#### Goal of the exercise:
Check each line of the listing for the word "this" and report how many lines contain it, giving nothing but the number.

#### Records with interface code:
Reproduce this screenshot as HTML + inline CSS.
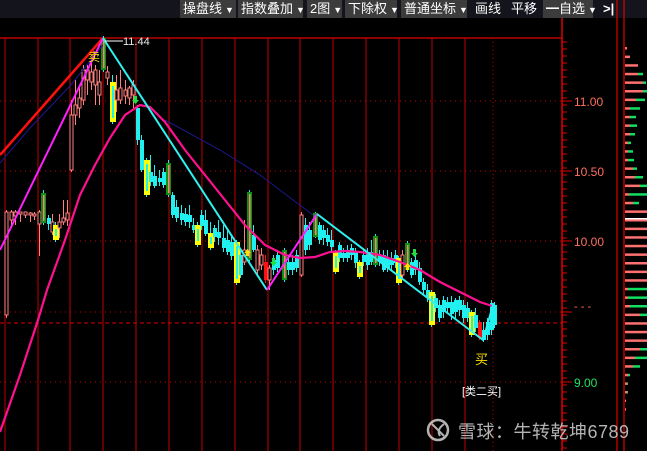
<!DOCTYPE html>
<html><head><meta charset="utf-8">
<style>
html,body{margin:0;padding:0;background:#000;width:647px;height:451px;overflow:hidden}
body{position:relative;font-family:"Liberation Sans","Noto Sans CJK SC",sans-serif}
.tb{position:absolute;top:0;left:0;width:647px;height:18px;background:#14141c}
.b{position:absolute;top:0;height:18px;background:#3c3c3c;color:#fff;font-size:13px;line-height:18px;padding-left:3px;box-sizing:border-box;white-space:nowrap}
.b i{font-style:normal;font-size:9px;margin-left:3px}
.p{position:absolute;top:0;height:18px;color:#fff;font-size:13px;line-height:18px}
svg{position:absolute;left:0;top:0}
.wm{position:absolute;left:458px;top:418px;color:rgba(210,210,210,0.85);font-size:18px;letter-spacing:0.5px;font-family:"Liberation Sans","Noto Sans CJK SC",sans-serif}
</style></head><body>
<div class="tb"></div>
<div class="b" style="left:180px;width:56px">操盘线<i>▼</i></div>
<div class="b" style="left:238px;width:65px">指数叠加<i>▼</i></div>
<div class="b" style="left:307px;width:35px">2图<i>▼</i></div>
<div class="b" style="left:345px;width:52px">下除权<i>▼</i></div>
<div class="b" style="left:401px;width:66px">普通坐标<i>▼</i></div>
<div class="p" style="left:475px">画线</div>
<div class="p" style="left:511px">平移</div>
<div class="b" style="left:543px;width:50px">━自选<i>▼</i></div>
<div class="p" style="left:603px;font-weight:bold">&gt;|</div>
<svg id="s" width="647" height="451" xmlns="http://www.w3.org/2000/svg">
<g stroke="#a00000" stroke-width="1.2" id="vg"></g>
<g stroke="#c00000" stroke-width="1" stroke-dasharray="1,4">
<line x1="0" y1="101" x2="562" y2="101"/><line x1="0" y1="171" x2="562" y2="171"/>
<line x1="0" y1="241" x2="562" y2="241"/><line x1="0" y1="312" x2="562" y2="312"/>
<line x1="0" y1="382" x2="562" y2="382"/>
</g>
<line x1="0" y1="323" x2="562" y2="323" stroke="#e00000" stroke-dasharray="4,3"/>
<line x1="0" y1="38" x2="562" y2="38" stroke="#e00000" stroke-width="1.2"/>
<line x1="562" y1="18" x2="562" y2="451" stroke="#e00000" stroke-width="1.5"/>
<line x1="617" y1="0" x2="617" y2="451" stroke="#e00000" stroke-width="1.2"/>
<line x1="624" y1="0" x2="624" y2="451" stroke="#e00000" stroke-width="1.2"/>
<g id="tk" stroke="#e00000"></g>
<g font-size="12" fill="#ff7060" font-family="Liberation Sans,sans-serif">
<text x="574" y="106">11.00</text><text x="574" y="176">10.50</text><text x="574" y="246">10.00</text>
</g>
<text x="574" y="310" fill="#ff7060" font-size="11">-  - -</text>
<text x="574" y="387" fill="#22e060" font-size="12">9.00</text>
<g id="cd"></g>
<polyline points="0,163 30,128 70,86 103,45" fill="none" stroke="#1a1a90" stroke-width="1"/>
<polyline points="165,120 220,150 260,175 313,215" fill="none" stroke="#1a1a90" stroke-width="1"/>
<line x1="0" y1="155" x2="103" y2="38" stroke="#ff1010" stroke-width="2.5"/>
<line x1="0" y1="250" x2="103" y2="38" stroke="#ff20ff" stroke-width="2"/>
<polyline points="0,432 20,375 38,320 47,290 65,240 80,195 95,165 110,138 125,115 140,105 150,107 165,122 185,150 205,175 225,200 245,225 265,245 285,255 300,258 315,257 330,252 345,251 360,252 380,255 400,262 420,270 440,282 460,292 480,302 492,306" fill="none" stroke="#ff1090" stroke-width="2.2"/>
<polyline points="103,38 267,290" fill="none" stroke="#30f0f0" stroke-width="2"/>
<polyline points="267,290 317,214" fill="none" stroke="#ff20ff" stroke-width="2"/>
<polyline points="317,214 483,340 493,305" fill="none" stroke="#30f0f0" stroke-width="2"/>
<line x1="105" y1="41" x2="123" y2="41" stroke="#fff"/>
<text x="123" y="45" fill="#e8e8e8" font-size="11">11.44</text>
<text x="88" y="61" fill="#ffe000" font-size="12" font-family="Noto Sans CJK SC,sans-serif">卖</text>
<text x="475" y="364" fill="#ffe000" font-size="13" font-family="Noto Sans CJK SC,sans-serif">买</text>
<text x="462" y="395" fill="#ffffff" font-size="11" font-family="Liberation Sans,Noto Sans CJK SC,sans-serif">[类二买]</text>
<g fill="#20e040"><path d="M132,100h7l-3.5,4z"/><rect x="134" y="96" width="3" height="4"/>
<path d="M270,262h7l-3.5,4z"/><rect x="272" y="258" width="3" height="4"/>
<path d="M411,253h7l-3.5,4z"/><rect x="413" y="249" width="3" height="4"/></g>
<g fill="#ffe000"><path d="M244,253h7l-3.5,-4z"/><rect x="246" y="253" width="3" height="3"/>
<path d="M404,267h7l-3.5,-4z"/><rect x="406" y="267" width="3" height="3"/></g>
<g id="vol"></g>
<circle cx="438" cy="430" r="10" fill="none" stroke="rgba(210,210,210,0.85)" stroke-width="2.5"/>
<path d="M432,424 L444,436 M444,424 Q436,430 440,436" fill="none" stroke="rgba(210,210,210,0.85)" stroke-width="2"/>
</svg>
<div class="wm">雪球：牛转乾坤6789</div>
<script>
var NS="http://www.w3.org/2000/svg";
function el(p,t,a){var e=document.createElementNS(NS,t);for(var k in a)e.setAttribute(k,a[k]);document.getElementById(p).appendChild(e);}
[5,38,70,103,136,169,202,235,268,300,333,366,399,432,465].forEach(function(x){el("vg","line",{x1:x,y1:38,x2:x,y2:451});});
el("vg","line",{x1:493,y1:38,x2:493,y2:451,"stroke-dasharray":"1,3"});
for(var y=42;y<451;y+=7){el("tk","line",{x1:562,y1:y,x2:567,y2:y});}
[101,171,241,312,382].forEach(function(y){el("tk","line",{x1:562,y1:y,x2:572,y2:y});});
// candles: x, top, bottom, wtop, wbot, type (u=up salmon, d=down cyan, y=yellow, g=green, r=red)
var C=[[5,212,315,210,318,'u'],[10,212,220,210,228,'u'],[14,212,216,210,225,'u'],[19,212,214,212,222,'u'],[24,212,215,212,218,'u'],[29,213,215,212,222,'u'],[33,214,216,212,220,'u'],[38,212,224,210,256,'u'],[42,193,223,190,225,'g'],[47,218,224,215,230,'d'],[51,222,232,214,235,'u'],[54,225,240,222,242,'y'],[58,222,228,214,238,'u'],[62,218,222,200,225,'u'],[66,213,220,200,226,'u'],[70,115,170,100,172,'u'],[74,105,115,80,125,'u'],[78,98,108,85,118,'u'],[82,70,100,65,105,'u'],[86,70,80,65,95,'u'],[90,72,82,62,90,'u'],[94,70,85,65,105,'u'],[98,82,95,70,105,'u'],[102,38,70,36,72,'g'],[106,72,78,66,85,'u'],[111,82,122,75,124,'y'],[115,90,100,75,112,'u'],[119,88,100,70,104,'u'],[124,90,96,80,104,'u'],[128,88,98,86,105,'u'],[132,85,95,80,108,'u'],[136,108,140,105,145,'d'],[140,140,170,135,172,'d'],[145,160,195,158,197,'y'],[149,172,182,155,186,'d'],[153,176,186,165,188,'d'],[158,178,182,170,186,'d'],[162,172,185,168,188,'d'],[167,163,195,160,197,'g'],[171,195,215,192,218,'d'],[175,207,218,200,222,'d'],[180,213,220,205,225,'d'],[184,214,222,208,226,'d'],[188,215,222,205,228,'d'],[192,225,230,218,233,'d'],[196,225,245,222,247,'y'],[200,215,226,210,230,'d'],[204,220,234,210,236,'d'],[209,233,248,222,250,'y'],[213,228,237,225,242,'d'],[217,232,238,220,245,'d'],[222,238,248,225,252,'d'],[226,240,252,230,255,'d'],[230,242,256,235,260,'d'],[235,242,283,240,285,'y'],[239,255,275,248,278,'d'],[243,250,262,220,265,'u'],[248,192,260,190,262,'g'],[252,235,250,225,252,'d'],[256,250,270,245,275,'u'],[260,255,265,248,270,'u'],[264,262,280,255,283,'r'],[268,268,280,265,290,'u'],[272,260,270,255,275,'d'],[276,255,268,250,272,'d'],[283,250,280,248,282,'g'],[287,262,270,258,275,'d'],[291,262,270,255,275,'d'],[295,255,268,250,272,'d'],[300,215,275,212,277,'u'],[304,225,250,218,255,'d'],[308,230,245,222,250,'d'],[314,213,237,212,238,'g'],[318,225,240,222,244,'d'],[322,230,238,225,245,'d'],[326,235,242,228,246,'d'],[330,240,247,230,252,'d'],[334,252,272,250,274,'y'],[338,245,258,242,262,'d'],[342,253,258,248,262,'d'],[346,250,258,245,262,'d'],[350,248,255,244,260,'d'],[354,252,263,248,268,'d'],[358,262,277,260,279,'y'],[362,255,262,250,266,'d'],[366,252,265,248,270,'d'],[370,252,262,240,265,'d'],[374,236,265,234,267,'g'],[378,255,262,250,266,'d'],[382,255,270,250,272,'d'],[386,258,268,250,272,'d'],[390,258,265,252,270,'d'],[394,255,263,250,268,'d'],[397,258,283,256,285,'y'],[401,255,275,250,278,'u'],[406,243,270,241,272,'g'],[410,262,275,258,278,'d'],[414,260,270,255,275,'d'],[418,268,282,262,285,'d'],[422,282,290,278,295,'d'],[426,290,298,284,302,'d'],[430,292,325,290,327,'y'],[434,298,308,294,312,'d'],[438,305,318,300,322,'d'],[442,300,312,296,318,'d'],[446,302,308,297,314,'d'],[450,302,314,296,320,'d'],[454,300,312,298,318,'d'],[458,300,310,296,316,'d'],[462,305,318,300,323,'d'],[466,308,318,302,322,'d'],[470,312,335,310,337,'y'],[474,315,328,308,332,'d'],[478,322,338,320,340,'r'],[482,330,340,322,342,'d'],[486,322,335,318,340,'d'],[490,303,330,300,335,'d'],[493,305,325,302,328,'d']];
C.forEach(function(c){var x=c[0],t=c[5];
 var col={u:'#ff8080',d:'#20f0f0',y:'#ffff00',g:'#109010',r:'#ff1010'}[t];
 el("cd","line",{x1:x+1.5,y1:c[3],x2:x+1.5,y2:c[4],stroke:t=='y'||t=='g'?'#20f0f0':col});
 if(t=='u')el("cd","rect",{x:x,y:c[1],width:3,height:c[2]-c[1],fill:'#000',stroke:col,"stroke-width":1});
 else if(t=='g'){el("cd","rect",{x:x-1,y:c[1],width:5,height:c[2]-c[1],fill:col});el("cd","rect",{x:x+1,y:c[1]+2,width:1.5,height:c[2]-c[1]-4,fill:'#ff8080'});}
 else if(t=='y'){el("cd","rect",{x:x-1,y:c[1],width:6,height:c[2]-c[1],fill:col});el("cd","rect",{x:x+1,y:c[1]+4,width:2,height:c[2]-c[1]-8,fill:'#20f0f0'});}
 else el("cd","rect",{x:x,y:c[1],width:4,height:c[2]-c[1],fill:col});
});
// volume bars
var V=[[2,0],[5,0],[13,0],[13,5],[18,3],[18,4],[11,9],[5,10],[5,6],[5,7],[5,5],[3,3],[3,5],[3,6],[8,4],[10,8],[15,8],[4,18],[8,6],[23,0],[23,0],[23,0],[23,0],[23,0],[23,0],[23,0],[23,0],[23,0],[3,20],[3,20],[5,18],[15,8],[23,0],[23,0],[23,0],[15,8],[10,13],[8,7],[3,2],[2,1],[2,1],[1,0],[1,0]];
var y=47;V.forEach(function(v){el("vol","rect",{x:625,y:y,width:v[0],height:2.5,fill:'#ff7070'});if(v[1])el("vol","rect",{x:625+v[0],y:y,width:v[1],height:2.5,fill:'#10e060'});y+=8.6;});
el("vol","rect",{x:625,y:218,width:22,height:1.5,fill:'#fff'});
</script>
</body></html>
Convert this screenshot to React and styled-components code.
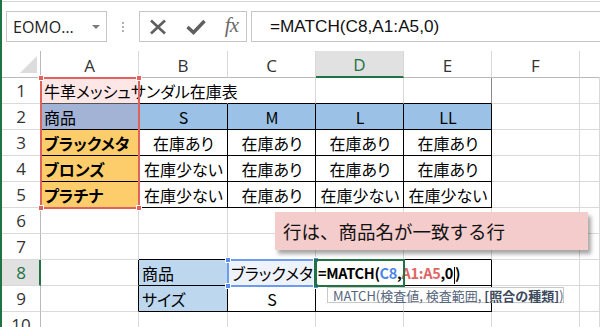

#### Exercise result:
2